======== Provided entries

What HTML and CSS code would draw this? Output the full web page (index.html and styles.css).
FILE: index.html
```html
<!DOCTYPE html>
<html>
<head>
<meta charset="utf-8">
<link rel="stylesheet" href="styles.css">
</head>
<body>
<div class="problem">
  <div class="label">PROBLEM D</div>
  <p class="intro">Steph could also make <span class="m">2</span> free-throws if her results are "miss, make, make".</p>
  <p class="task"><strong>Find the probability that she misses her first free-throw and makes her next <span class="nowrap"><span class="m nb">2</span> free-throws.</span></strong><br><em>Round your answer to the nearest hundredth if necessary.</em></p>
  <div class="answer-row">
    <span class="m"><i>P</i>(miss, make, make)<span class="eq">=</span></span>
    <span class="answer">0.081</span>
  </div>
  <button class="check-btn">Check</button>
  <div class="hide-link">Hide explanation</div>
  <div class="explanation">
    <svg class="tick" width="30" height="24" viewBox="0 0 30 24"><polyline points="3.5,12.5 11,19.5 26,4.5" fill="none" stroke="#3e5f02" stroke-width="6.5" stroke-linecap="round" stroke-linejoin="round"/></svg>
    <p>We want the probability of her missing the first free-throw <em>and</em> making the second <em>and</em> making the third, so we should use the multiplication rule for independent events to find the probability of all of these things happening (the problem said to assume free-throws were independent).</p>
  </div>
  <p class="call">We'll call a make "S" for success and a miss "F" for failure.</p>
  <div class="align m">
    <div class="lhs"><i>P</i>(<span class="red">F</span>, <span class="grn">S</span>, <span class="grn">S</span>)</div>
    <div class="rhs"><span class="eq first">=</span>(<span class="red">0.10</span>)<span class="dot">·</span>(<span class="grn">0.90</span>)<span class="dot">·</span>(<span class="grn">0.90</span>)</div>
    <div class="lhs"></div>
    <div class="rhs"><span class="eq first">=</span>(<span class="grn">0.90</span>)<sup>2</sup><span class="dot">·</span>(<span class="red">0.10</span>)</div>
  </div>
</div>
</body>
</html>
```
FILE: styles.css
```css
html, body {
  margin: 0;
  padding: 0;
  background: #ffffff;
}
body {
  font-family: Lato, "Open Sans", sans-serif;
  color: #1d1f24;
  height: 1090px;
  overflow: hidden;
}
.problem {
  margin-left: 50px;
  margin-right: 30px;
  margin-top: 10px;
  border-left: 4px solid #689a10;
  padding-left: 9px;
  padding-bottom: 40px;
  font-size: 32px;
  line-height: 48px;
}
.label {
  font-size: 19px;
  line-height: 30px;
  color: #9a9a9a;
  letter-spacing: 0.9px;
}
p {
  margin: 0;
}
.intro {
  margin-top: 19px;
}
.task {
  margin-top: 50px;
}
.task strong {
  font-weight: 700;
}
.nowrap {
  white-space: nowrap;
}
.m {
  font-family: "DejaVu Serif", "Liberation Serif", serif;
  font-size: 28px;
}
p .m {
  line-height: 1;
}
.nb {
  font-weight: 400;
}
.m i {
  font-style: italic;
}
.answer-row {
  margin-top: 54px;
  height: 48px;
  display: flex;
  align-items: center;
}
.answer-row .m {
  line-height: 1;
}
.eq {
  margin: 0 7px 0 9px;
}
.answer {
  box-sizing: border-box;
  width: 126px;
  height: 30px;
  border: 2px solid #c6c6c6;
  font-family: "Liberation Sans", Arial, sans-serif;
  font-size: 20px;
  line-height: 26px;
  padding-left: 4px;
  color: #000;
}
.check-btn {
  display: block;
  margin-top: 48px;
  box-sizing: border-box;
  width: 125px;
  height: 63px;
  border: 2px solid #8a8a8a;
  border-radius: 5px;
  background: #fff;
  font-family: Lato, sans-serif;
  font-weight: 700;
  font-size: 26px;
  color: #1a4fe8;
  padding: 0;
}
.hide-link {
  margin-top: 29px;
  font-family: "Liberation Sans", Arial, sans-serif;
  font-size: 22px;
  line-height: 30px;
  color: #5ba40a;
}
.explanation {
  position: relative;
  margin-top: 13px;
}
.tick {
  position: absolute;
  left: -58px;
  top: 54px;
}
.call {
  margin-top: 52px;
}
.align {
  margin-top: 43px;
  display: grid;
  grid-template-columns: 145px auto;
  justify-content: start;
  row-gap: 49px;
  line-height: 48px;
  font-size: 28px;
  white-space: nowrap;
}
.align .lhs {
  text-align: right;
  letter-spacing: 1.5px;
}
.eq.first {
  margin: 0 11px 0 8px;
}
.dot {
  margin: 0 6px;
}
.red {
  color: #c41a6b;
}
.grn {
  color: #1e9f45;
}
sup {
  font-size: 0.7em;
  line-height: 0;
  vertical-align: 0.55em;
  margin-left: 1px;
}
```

================
======== Provided entries

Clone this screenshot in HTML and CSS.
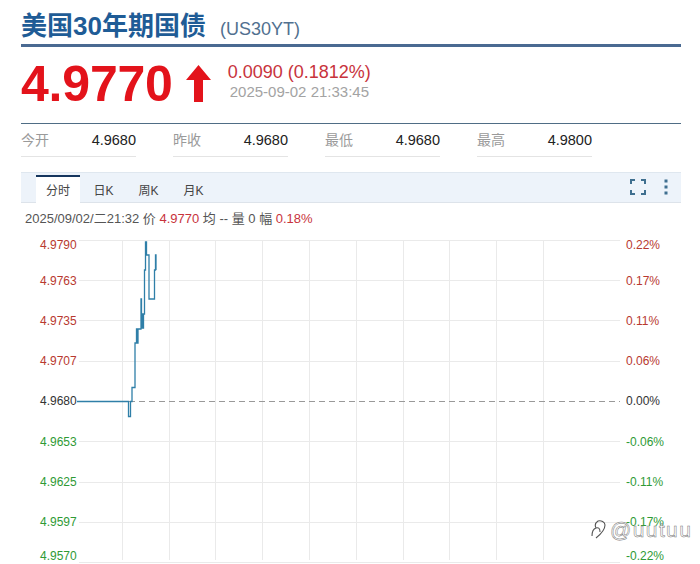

================

Locate the lines above that contain "index" and copy them.

What HTML and CSS code would draw this? Output the full web page (index.html and styles.css).
FILE: index.html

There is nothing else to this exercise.